# START OF STORED DATA

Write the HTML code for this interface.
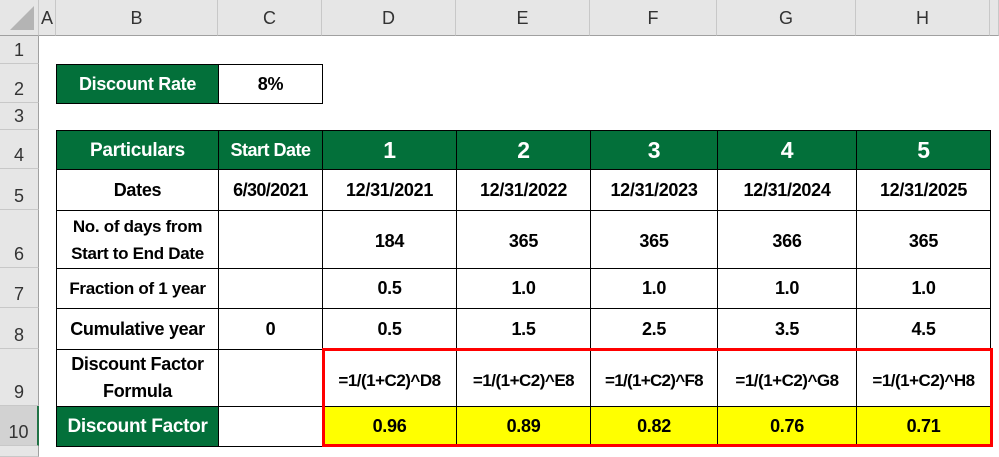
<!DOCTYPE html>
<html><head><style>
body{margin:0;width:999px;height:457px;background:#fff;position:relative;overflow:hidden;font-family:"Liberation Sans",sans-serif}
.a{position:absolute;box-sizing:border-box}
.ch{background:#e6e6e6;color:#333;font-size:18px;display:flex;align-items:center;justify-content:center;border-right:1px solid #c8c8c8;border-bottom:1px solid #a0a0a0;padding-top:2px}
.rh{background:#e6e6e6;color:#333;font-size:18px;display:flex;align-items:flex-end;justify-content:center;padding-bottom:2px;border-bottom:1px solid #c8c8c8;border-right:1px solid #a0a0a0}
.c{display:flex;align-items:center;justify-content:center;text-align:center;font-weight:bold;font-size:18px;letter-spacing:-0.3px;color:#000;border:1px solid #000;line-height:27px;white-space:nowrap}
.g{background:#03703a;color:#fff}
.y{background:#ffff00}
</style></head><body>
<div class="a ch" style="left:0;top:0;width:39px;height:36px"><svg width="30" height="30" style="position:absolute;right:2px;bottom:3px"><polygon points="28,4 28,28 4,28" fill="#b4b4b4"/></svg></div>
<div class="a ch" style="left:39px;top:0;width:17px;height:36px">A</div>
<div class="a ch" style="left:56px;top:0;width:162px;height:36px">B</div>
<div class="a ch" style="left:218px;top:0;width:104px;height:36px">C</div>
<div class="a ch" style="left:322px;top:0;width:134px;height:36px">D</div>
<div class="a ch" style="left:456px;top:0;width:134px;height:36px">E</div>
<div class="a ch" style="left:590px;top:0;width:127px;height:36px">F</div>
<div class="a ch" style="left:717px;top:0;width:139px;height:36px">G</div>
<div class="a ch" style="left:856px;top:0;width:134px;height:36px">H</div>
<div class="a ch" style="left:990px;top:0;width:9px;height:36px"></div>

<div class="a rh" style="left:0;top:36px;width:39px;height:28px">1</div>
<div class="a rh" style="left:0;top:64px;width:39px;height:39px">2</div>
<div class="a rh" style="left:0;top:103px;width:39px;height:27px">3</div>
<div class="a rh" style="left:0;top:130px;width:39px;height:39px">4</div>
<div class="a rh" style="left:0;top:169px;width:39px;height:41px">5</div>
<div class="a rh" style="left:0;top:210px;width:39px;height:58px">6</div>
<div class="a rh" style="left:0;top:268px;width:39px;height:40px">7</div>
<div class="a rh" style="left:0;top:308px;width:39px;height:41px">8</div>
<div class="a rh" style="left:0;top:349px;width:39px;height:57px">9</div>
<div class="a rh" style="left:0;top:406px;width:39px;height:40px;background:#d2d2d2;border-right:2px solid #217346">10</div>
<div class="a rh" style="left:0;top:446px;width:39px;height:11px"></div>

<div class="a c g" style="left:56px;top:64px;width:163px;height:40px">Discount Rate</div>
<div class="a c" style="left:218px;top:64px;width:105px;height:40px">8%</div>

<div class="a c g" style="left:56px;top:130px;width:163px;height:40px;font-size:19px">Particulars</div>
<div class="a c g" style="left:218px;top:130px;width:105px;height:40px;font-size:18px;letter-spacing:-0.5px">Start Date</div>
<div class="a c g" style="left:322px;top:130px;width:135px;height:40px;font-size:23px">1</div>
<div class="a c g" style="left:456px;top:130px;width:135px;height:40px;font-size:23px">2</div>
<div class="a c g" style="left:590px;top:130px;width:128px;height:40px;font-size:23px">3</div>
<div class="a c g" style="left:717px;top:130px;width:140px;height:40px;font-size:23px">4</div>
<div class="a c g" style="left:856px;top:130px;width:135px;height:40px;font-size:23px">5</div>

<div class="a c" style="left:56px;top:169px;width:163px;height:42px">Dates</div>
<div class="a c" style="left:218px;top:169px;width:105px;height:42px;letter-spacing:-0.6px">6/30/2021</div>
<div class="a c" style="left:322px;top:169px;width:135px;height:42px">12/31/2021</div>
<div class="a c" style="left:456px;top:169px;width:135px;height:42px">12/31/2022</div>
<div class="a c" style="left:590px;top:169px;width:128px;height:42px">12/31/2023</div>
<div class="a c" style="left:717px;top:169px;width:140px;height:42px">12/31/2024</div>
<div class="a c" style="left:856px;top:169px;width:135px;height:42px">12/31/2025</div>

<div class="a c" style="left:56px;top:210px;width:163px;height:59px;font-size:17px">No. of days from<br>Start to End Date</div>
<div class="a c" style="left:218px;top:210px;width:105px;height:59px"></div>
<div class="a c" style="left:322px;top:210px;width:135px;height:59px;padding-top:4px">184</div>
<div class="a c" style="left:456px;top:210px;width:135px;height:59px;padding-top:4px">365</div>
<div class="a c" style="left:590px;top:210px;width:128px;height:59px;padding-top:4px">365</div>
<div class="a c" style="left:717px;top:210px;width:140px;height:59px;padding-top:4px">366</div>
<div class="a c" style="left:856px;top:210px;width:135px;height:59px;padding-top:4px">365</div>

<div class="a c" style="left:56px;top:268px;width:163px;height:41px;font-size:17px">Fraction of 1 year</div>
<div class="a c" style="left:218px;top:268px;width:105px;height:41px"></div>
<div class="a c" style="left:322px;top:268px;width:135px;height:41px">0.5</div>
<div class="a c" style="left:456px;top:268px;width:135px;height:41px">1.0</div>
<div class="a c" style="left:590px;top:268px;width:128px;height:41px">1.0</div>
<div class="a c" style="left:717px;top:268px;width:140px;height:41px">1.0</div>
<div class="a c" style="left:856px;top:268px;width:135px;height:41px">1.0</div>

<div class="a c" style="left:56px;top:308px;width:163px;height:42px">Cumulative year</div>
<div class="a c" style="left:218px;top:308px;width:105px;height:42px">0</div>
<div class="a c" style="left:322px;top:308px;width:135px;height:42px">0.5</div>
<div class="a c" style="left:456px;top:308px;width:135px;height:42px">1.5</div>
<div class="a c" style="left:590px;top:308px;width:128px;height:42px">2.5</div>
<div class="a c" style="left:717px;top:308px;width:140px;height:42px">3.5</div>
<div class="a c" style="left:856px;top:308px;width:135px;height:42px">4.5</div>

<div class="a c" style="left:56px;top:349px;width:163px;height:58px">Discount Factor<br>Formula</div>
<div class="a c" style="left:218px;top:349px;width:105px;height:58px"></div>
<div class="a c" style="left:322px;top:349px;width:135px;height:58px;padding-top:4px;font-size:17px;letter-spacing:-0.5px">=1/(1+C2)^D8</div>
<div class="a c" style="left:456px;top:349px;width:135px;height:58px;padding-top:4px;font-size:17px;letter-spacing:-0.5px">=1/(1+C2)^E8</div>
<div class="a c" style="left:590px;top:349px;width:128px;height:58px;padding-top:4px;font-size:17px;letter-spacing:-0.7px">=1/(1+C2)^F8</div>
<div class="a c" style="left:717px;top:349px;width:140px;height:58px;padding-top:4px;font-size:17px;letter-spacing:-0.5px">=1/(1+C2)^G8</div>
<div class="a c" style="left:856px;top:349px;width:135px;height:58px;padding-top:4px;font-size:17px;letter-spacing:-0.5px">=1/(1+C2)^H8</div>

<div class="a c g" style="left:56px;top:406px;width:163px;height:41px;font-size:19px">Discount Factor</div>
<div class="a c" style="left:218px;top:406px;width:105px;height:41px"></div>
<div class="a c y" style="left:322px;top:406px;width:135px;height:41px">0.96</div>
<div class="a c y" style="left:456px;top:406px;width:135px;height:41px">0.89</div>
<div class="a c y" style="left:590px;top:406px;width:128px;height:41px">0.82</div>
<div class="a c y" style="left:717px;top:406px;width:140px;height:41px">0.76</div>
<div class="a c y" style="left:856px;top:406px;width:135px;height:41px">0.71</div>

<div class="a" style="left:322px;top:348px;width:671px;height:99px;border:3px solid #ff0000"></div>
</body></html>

# END OF STORED DATA

Exclude the pictures, and transcribe all of the material exactly.

#### SOLUTION TO THE EXERCISE:
Write the HTML code for this interface.
<!DOCTYPE html>
<html><head><style>
body{margin:0;width:999px;height:457px;background:#fff;position:relative;overflow:hidden;font-family:"Liberation Sans",sans-serif}
.a{position:absolute;box-sizing:border-box}
.ch{background:#e6e6e6;color:#333;font-size:18px;display:flex;align-items:center;justify-content:center;border-right:1px solid #c8c8c8;border-bottom:1px solid #a0a0a0;padding-top:2px}
.rh{background:#e6e6e6;color:#333;font-size:18px;display:flex;align-items:flex-end;justify-content:center;padding-bottom:2px;border-bottom:1px solid #c8c8c8;border-right:1px solid #a0a0a0}
.c{display:flex;align-items:center;justify-content:center;text-align:center;font-weight:bold;font-size:18px;letter-spacing:-0.3px;color:#000;border:1px solid #000;line-height:27px;white-space:nowrap}
.g{background:#03703a;color:#fff}
.y{background:#ffff00}
</style></head><body>
<div class="a ch" style="left:0;top:0;width:39px;height:36px"><svg width="30" height="30" style="position:absolute;right:2px;bottom:3px"><polygon points="28,4 28,28 4,28" fill="#b4b4b4"/></svg></div>
<div class="a ch" style="left:39px;top:0;width:17px;height:36px">A</div>
<div class="a ch" style="left:56px;top:0;width:162px;height:36px">B</div>
<div class="a ch" style="left:218px;top:0;width:104px;height:36px">C</div>
<div class="a ch" style="left:322px;top:0;width:134px;height:36px">D</div>
<div class="a ch" style="left:456px;top:0;width:134px;height:36px">E</div>
<div class="a ch" style="left:590px;top:0;width:127px;height:36px">F</div>
<div class="a ch" style="left:717px;top:0;width:139px;height:36px">G</div>
<div class="a ch" style="left:856px;top:0;width:134px;height:36px">H</div>
<div class="a ch" style="left:990px;top:0;width:9px;height:36px"></div>

<div class="a rh" style="left:0;top:36px;width:39px;height:28px">1</div>
<div class="a rh" style="left:0;top:64px;width:39px;height:39px">2</div>
<div class="a rh" style="left:0;top:103px;width:39px;height:27px">3</div>
<div class="a rh" style="left:0;top:130px;width:39px;height:39px">4</div>
<div class="a rh" style="left:0;top:169px;width:39px;height:41px">5</div>
<div class="a rh" style="left:0;top:210px;width:39px;height:58px">6</div>
<div class="a rh" style="left:0;top:268px;width:39px;height:40px">7</div>
<div class="a rh" style="left:0;top:308px;width:39px;height:41px">8</div>
<div class="a rh" style="left:0;top:349px;width:39px;height:57px">9</div>
<div class="a rh" style="left:0;top:406px;width:39px;height:40px;background:#d2d2d2;border-right:2px solid #217346">10</div>
<div class="a rh" style="left:0;top:446px;width:39px;height:11px"></div>

<div class="a c g" style="left:56px;top:64px;width:163px;height:40px">Discount Rate</div>
<div class="a c" style="left:218px;top:64px;width:105px;height:40px">8%</div>

<div class="a c g" style="left:56px;top:130px;width:163px;height:40px;font-size:19px">Particulars</div>
<div class="a c g" style="left:218px;top:130px;width:105px;height:40px;font-size:18px;letter-spacing:-0.5px">Start Date</div>
<div class="a c g" style="left:322px;top:130px;width:135px;height:40px;font-size:23px">1</div>
<div class="a c g" style="left:456px;top:130px;width:135px;height:40px;font-size:23px">2</div>
<div class="a c g" style="left:590px;top:130px;width:128px;height:40px;font-size:23px">3</div>
<div class="a c g" style="left:717px;top:130px;width:140px;height:40px;font-size:23px">4</div>
<div class="a c g" style="left:856px;top:130px;width:135px;height:40px;font-size:23px">5</div>

<div class="a c" style="left:56px;top:169px;width:163px;height:42px">Dates</div>
<div class="a c" style="left:218px;top:169px;width:105px;height:42px;letter-spacing:-0.6px">6/30/2021</div>
<div class="a c" style="left:322px;top:169px;width:135px;height:42px">12/31/2021</div>
<div class="a c" style="left:456px;top:169px;width:135px;height:42px">12/31/2022</div>
<div class="a c" style="left:590px;top:169px;width:128px;height:42px">12/31/2023</div>
<div class="a c" style="left:717px;top:169px;width:140px;height:42px">12/31/2024</div>
<div class="a c" style="left:856px;top:169px;width:135px;height:42px">12/31/2025</div>

<div class="a c" style="left:56px;top:210px;width:163px;height:59px;font-size:17px">No. of days from<br>Start to End Date</div>
<div class="a c" style="left:218px;top:210px;width:105px;height:59px"></div>
<div class="a c" style="left:322px;top:210px;width:135px;height:59px;padding-top:4px">184</div>
<div class="a c" style="left:456px;top:210px;width:135px;height:59px;padding-top:4px">365</div>
<div class="a c" style="left:590px;top:210px;width:128px;height:59px;padding-top:4px">365</div>
<div class="a c" style="left:717px;top:210px;width:140px;height:59px;padding-top:4px">366</div>
<div class="a c" style="left:856px;top:210px;width:135px;height:59px;padding-top:4px">365</div>

<div class="a c" style="left:56px;top:268px;width:163px;height:41px;font-size:17px">Fraction of 1 year</div>
<div class="a c" style="left:218px;top:268px;width:105px;height:41px"></div>
<div class="a c" style="left:322px;top:268px;width:135px;height:41px">0.5</div>
<div class="a c" style="left:456px;top:268px;width:135px;height:41px">1.0</div>
<div class="a c" style="left:590px;top:268px;width:128px;height:41px">1.0</div>
<div class="a c" style="left:717px;top:268px;width:140px;height:41px">1.0</div>
<div class="a c" style="left:856px;top:268px;width:135px;height:41px">1.0</div>

<div class="a c" style="left:56px;top:308px;width:163px;height:42px">Cumulative year</div>
<div class="a c" style="left:218px;top:308px;width:105px;height:42px">0</div>
<div class="a c" style="left:322px;top:308px;width:135px;height:42px">0.5</div>
<div class="a c" style="left:456px;top:308px;width:135px;height:42px">1.5</div>
<div class="a c" style="left:590px;top:308px;width:128px;height:42px">2.5</div>
<div class="a c" style="left:717px;top:308px;width:140px;height:42px">3.5</div>
<div class="a c" style="left:856px;top:308px;width:135px;height:42px">4.5</div>

<div class="a c" style="left:56px;top:349px;width:163px;height:58px">Discount Factor<br>Formula</div>
<div class="a c" style="left:218px;top:349px;width:105px;height:58px"></div>
<div class="a c" style="left:322px;top:349px;width:135px;height:58px;padding-top:4px;font-size:17px;letter-spacing:-0.5px">=1/(1+C2)^D8</div>
<div class="a c" style="left:456px;top:349px;width:135px;height:58px;padding-top:4px;font-size:17px;letter-spacing:-0.5px">=1/(1+C2)^E8</div>
<div class="a c" style="left:590px;top:349px;width:128px;height:58px;padding-top:4px;font-size:17px;letter-spacing:-0.7px">=1/(1+C2)^F8</div>
<div class="a c" style="left:717px;top:349px;width:140px;height:58px;padding-top:4px;font-size:17px;letter-spacing:-0.5px">=1/(1+C2)^G8</div>
<div class="a c" style="left:856px;top:349px;width:135px;height:58px;padding-top:4px;font-size:17px;letter-spacing:-0.5px">=1/(1+C2)^H8</div>

<div class="a c g" style="left:56px;top:406px;width:163px;height:41px;font-size:19px">Discount Factor</div>
<div class="a c" style="left:218px;top:406px;width:105px;height:41px"></div>
<div class="a c y" style="left:322px;top:406px;width:135px;height:41px">0.96</div>
<div class="a c y" style="left:456px;top:406px;width:135px;height:41px">0.89</div>
<div class="a c y" style="left:590px;top:406px;width:128px;height:41px">0.82</div>
<div class="a c y" style="left:717px;top:406px;width:140px;height:41px">0.76</div>
<div class="a c y" style="left:856px;top:406px;width:135px;height:41px">0.71</div>

<div class="a" style="left:322px;top:348px;width:671px;height:99px;border:3px solid #ff0000"></div>
</body></html>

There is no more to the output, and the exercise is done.